=== COLLECTED DATA ===

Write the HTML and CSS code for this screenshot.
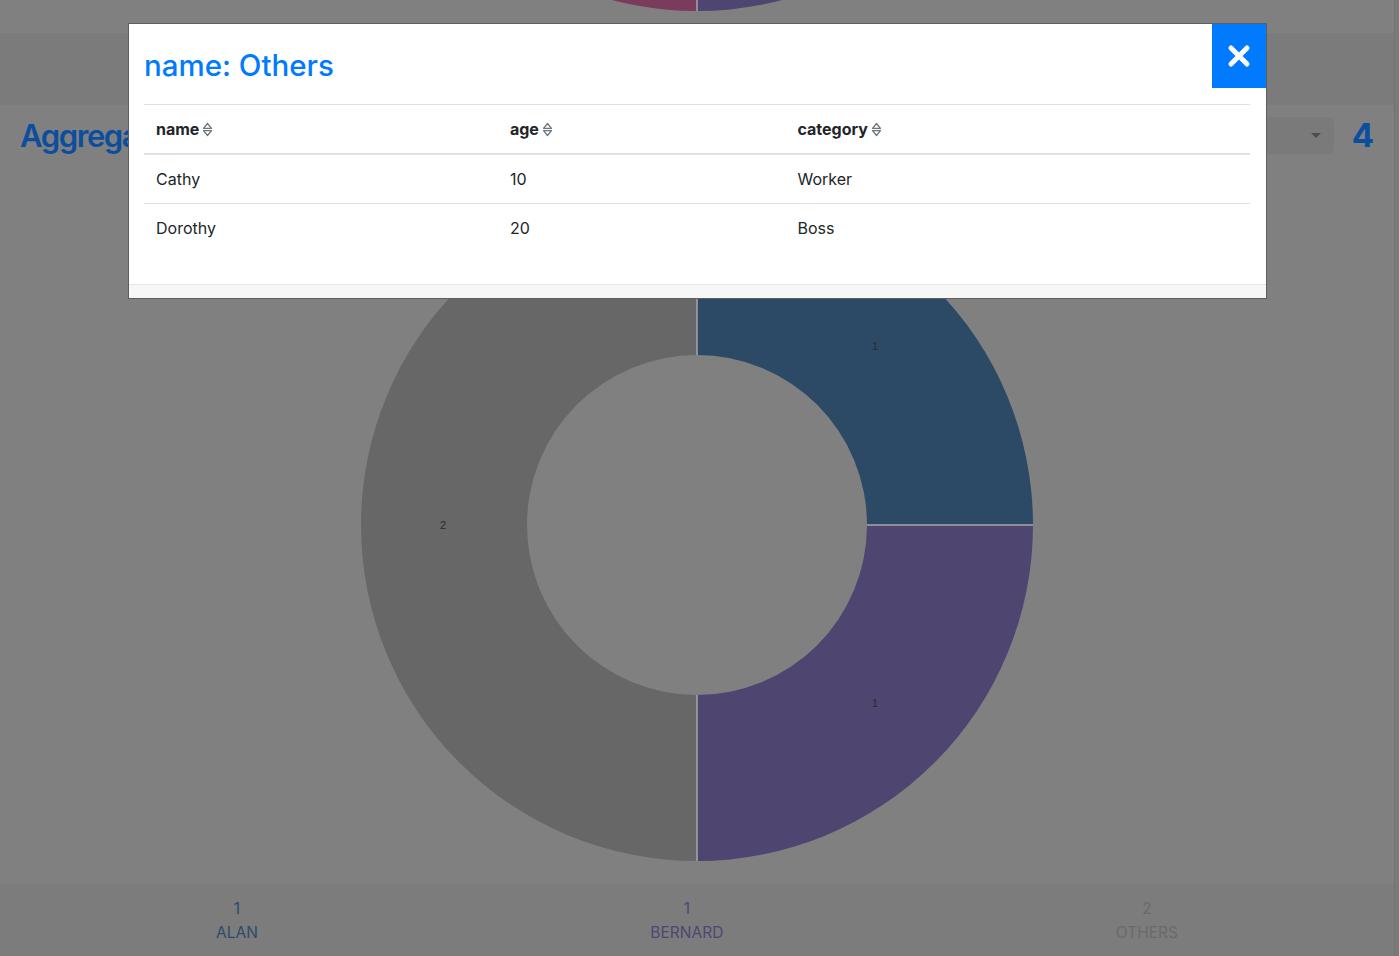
FILE: index.html
```html
<!DOCTYPE html>
<html lang="en">
<head>
<meta charset="utf-8">
<title>Aggregation</title>
<link rel="stylesheet" href="styles.css">
</head>
<body>
<div class="app">
  <div class="page">
    <div class="prev-chart">
      <svg width="1394" height="33" viewBox="0 0 1394 33">
        <path class="seg-pink" d="M697,11 A336,336 0 0 1 361,-325 L527,-325 A170,170 0 0 0 697,-155 Z"/>
        <path class="seg-purple" d="M1033,-325 A336,336 0 0 1 697,11 L697,-155 A170,170 0 0 0 867,-325 Z"/>
        <path class="sep" d="M697,-155 L697,11"/>
      </svg>
    </div>
    <header class="topbar"></header>
    <div class="title-row">
      <h1 class="title">Aggregation</h1>
      <div class="controls">
        <div class="select"><span class="caret"></span></div>
        <span class="count">4</span>
      </div>
    </div>
    <div class="chart">
      <svg width="700" height="730" viewBox="0 0 700 730">
        <path class="seg-blue" d="M350,35 A336,336 0 0 1 686,371 L520,371 A170,170 0 0 0 350,201 Z"/>
        <path class="seg-purple" d="M686,371 A336,336 0 0 1 350,707 L350,541 A170,170 0 0 0 520,371 Z"/>
        <path class="seg-gray" d="M350,707 A336,336 0 0 1 350,35 L350,201 A170,170 0 0 0 350,541 Z"/>
        <path class="sep" d="M350,35 L350,201 M520,371 L686,371 M350,541 L350,707"/>
        <text class="seg-label" x="528" y="196">1</text>
        <text class="seg-label" x="528" y="553">1</text>
        <text class="seg-label" x="96" y="375">2</text>
      </svg>
    </div>
    <footer class="legend">
      <div class="legend-item alan"><div>1</div><div>ALAN</div></div>
      <div class="legend-item bernard"><div>1</div><div>BERNARD</div></div>
      <div class="legend-item others"><div>2</div><div>OTHERS</div></div>
    </footer>
  </div>
  <div class="rail"></div>
</div>

<div class="modal">
  <div class="modal-header">
    <h2 class="modal-title">name: Others</h2>
    <button class="close" type="button" aria-label="Close">
      <svg width="24" height="24" viewBox="0 0 24 24"><path d="M4 4 L20 20 M20 4 L4 20"/></svg>
    </button>
  </div>
  <div class="modal-body">
    <table class="data-table">
      <thead>
        <tr>
          <th class="col-name"><span class="th-label">name</span><span class="sort"><svg width="11" height="15" viewBox="0 0 11 15"><path d="M1.5 6.3 L5.5 1.5 L9.5 6.3 Z M1.5 8.7 L5.5 13.5 L9.5 8.7 Z"/></svg></span></th>
          <th class="col-age"><span class="th-label">age</span><span class="sort"><svg width="11" height="15" viewBox="0 0 11 15"><path d="M1.5 6.3 L5.5 1.5 L9.5 6.3 Z M1.5 8.7 L5.5 13.5 L9.5 8.7 Z"/></svg></span></th>
          <th class="col-cat"><span class="th-label">category</span><span class="sort"><svg width="11" height="15" viewBox="0 0 11 15"><path d="M1.5 6.3 L5.5 1.5 L9.5 6.3 Z M1.5 8.7 L5.5 13.5 L9.5 8.7 Z"/></svg></span></th>
        </tr>
      </thead>
      <tbody>
        <tr><td>Cathy</td><td>10</td><td>Worker</td></tr>
        <tr><td>Dorothy</td><td>20</td><td>Boss</td></tr>
      </tbody>
    </table>
  </div>
  <div class="modal-footer"></div>
</div>
</body>
</html>
```

FILE: styles.css
```css
html, body {
  margin: 0;
  padding: 0;
  height: 100%;
  overflow: hidden;
}

body {
  background: #808080;
  font-family: "Inter", "Liberation Sans", sans-serif;
  color: #212529;
}

.app {
  display: flex;
  height: 956px;
}

.page {
  flex: 1;
  display: flex;
  flex-direction: column;
  background: #808080;
}

.rail {
  width: 5px;
  background: #7a7a7a;
  border-left: 1px solid #737373;
  box-sizing: border-box;
}

.prev-chart {
  height: 33px;
  overflow: hidden;
}

.prev-chart svg {
  display: block;
}

.seg-pink { fill: #7a3b5c; }
.seg-purple { fill: #4e4570; }
.seg-blue { fill: #2c4a66; }
.seg-gray { fill: #676767; }

.sep {
  fill: none;
  stroke: #a6a6a6;
  stroke-width: 1.5;
}

.seg-label {
  font-family: "Liberation Sans", sans-serif;
  font-size: 11px;
  fill: #2b2b2b;
  text-anchor: middle;
}

.topbar {
  height: 72px;
  background: #7b7b7b;
}

.title-row {
  display: flex;
  align-items: center;
  justify-content: space-between;
  padding: 12px 20px 0 20px;
  height: 37px;
}

.title {
  margin: 0;
  max-width: 108px;
  overflow: hidden;
  font-size: 31px;
  line-height: 37px;
  font-weight: 600;
  letter-spacing: -1.4px;
  color: #0b4e9e;
  white-space: nowrap;
}

.controls {
  display: flex;
  align-items: center;
  gap: 18px;
}

.select {
  width: 200px;
  height: 37px;
  border-radius: 6px;
  background: #7a7a7a;
  display: flex;
  align-items: center;
  justify-content: flex-end;
  padding-right: 13px;
  box-sizing: border-box;
}

.caret {
  width: 0;
  height: 0;
  border-left: 5px solid transparent;
  border-right: 5px solid transparent;
  border-top: 5px solid #4d4d4d;
}

.count {
  font-size: 33px;
  line-height: 37px;
  font-weight: 700;
  color: #0b4e9e;
}

.chart {
  height: 730px;
  display: flex;
  justify-content: center;
}

.chart svg {
  display: block;
}

.legend {
  height: 72px;
  box-sizing: border-box;
  padding: 13px 216px 11px;
  background: #7b7c7b;
  display: flex;
  justify-content: space-between;
  font-family: "Inter", "Liberation Sans", sans-serif;
  font-size: 15.5px;
  line-height: 24px;
}

.legend-item {
  text-align: center;
}

.legend-item.alan { color: #2b4b6b; }
.legend-item.bernard { color: #4f4673; }
.legend-item.others { color: #6a6a6a; }

/* Modal */
.modal {
  position: fixed;
  left: 128px;
  top: 23px;
  width: 1139px;
  box-sizing: border-box;
  background: #ffffff;
  border: 1px solid #5e5e5e;
}

.modal-header {
  position: relative;
  padding: 23px 16px 21px 15px;
}

.modal-title {
  margin: 0;
  font-size: 29.5px;
  line-height: 36px;
  font-weight: 500;
  color: #007bff;
}

.close {
  position: absolute;
  top: 0;
  right: 0;
  width: 54px;
  height: 64px;
  border: none;
  padding: 0;
  background: #007bff;
  display: flex;
  align-items: center;
  justify-content: center;
  cursor: pointer;
}

.close svg path {
  stroke: #ffffff;
  stroke-width: 5;
  stroke-linecap: round;
  fill: none;
}

.modal-body {
  padding: 0 16px 16px 15px;
}

.data-table {
  width: 100%;
  border-collapse: collapse;
  margin-bottom: 16px;
  font-size: 16px;
  line-height: 24px;
  color: #212529;
}

.data-table th,
.data-table td {
  padding: 12px;
  text-align: left;
  border-top: 1px solid #dee2e6;
  vertical-align: top;
}

.data-table thead th {
  border-bottom: 2px solid #dee2e6;
  font-weight: 700;
}

.th-label {
  display: inline-block;
}

.col-name { width: 32%; }
.col-age { width: 26%; }
.col-cat { width: 42%; }

.sort {
  display: inline-block;
  vertical-align: middle;
  margin-left: 3px;
  height: 15px;
  line-height: 0;
  position: relative;
  top: -1px;
}

.sort svg path {
  fill: none;
  stroke: #6c757d;
  stroke-width: 1.3;
  stroke-linejoin: round;
}

.modal-footer {
  height: 13px;
  background: #f7f7f7;
  border-top: 1px solid #e5e5e5;
}
```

=== WHAT YOU ARE ASKED TO DO ===
Repeat the listing in full and exactly. Leave any pictures out.

=== EXERCISE SOLUTION ===
Write the HTML and CSS code for this screenshot.
FILE: index.html
```html
<!DOCTYPE html>
<html lang="en">
<head>
<meta charset="utf-8">
<title>Aggregation</title>
<link rel="stylesheet" href="styles.css">
</head>
<body>
<div class="app">
  <div class="page">
    <div class="prev-chart">
      <svg width="1394" height="33" viewBox="0 0 1394 33">
        <path class="seg-pink" d="M697,11 A336,336 0 0 1 361,-325 L527,-325 A170,170 0 0 0 697,-155 Z"/>
        <path class="seg-purple" d="M1033,-325 A336,336 0 0 1 697,11 L697,-155 A170,170 0 0 0 867,-325 Z"/>
        <path class="sep" d="M697,-155 L697,11"/>
      </svg>
    </div>
    <header class="topbar"></header>
    <div class="title-row">
      <h1 class="title">Aggregation</h1>
      <div class="controls">
        <div class="select"><span class="caret"></span></div>
        <span class="count">4</span>
      </div>
    </div>
    <div class="chart">
      <svg width="700" height="730" viewBox="0 0 700 730">
        <path class="seg-blue" d="M350,35 A336,336 0 0 1 686,371 L520,371 A170,170 0 0 0 350,201 Z"/>
        <path class="seg-purple" d="M686,371 A336,336 0 0 1 350,707 L350,541 A170,170 0 0 0 520,371 Z"/>
        <path class="seg-gray" d="M350,707 A336,336 0 0 1 350,35 L350,201 A170,170 0 0 0 350,541 Z"/>
        <path class="sep" d="M350,35 L350,201 M520,371 L686,371 M350,541 L350,707"/>
        <text class="seg-label" x="528" y="196">1</text>
        <text class="seg-label" x="528" y="553">1</text>
        <text class="seg-label" x="96" y="375">2</text>
      </svg>
    </div>
    <footer class="legend">
      <div class="legend-item alan"><div>1</div><div>ALAN</div></div>
      <div class="legend-item bernard"><div>1</div><div>BERNARD</div></div>
      <div class="legend-item others"><div>2</div><div>OTHERS</div></div>
    </footer>
  </div>
  <div class="rail"></div>
</div>

<div class="modal">
  <div class="modal-header">
    <h2 class="modal-title">name: Others</h2>
    <button class="close" type="button" aria-label="Close">
      <svg width="24" height="24" viewBox="0 0 24 24"><path d="M4 4 L20 20 M20 4 L4 20"/></svg>
    </button>
  </div>
  <div class="modal-body">
    <table class="data-table">
      <thead>
        <tr>
          <th class="col-name"><span class="th-label">name</span><span class="sort"><svg width="11" height="15" viewBox="0 0 11 15"><path d="M1.5 6.3 L5.5 1.5 L9.5 6.3 Z M1.5 8.7 L5.5 13.5 L9.5 8.7 Z"/></svg></span></th>
          <th class="col-age"><span class="th-label">age</span><span class="sort"><svg width="11" height="15" viewBox="0 0 11 15"><path d="M1.5 6.3 L5.5 1.5 L9.5 6.3 Z M1.5 8.7 L5.5 13.5 L9.5 8.7 Z"/></svg></span></th>
          <th class="col-cat"><span class="th-label">category</span><span class="sort"><svg width="11" height="15" viewBox="0 0 11 15"><path d="M1.5 6.3 L5.5 1.5 L9.5 6.3 Z M1.5 8.7 L5.5 13.5 L9.5 8.7 Z"/></svg></span></th>
        </tr>
      </thead>
      <tbody>
        <tr><td>Cathy</td><td>10</td><td>Worker</td></tr>
        <tr><td>Dorothy</td><td>20</td><td>Boss</td></tr>
      </tbody>
    </table>
  </div>
  <div class="modal-footer"></div>
</div>
</body>
</html>
```

FILE: styles.css
```css
html, body {
  margin: 0;
  padding: 0;
  height: 100%;
  overflow: hidden;
}

body {
  background: #808080;
  font-family: "Inter", "Liberation Sans", sans-serif;
  color: #212529;
}

.app {
  display: flex;
  height: 956px;
}

.page {
  flex: 1;
  display: flex;
  flex-direction: column;
  background: #808080;
}

.rail {
  width: 5px;
  background: #7a7a7a;
  border-left: 1px solid #737373;
  box-sizing: border-box;
}

.prev-chart {
  height: 33px;
  overflow: hidden;
}

.prev-chart svg {
  display: block;
}

.seg-pink { fill: #7a3b5c; }
.seg-purple { fill: #4e4570; }
.seg-blue { fill: #2c4a66; }
.seg-gray { fill: #676767; }

.sep {
  fill: none;
  stroke: #a6a6a6;
  stroke-width: 1.5;
}

.seg-label {
  font-family: "Liberation Sans", sans-serif;
  font-size: 11px;
  fill: #2b2b2b;
  text-anchor: middle;
}

.topbar {
  height: 72px;
  background: #7b7b7b;
}

.title-row {
  display: flex;
  align-items: center;
  justify-content: space-between;
  padding: 12px 20px 0 20px;
  height: 37px;
}

.title {
  margin: 0;
  max-width: 108px;
  overflow: hidden;
  font-size: 31px;
  line-height: 37px;
  font-weight: 600;
  letter-spacing: -1.4px;
  color: #0b4e9e;
  white-space: nowrap;
}

.controls {
  display: flex;
  align-items: center;
  gap: 18px;
}

.select {
  width: 200px;
  height: 37px;
  border-radius: 6px;
  background: #7a7a7a;
  display: flex;
  align-items: center;
  justify-content: flex-end;
  padding-right: 13px;
  box-sizing: border-box;
}

.caret {
  width: 0;
  height: 0;
  border-left: 5px solid transparent;
  border-right: 5px solid transparent;
  border-top: 5px solid #4d4d4d;
}

.count {
  font-size: 33px;
  line-height: 37px;
  font-weight: 700;
  color: #0b4e9e;
}

.chart {
  height: 730px;
  display: flex;
  justify-content: center;
}

.chart svg {
  display: block;
}

.legend {
  height: 72px;
  box-sizing: border-box;
  padding: 13px 216px 11px;
  background: #7b7c7b;
  display: flex;
  justify-content: space-between;
  font-family: "Inter", "Liberation Sans", sans-serif;
  font-size: 15.5px;
  line-height: 24px;
}

.legend-item {
  text-align: center;
}

.legend-item.alan { color: #2b4b6b; }
.legend-item.bernard { color: #4f4673; }
.legend-item.others { color: #6a6a6a; }

/* Modal */
.modal {
  position: fixed;
  left: 128px;
  top: 23px;
  width: 1139px;
  box-sizing: border-box;
  background: #ffffff;
  border: 1px solid #5e5e5e;
}

.modal-header {
  position: relative;
  padding: 23px 16px 21px 15px;
}

.modal-title {
  margin: 0;
  font-size: 29.5px;
  line-height: 36px;
  font-weight: 500;
  color: #007bff;
}

.close {
  position: absolute;
  top: 0;
  right: 0;
  width: 54px;
  height: 64px;
  border: none;
  padding: 0;
  background: #007bff;
  display: flex;
  align-items: center;
  justify-content: center;
  cursor: pointer;
}

.close svg path {
  stroke: #ffffff;
  stroke-width: 5;
  stroke-linecap: round;
  fill: none;
}

.modal-body {
  padding: 0 16px 16px 15px;
}

.data-table {
  width: 100%;
  border-collapse: collapse;
  margin-bottom: 16px;
  font-size: 16px;
  line-height: 24px;
  color: #212529;
}

.data-table th,
.data-table td {
  padding: 12px;
  text-align: left;
  border-top: 1px solid #dee2e6;
  vertical-align: top;
}

.data-table thead th {
  border-bottom: 2px solid #dee2e6;
  font-weight: 700;
}

.th-label {
  display: inline-block;
}

.col-name { width: 32%; }
.col-age { width: 26%; }
.col-cat { width: 42%; }

.sort {
  display: inline-block;
  vertical-align: middle;
  margin-left: 3px;
  height: 15px;
  line-height: 0;
  position: relative;
  top: -1px;
}

.sort svg path {
  fill: none;
  stroke: #6c757d;
  stroke-width: 1.3;
  stroke-linejoin: round;
}

.modal-footer {
  height: 13px;
  background: #f7f7f7;
  border-top: 1px solid #e5e5e5;
}
```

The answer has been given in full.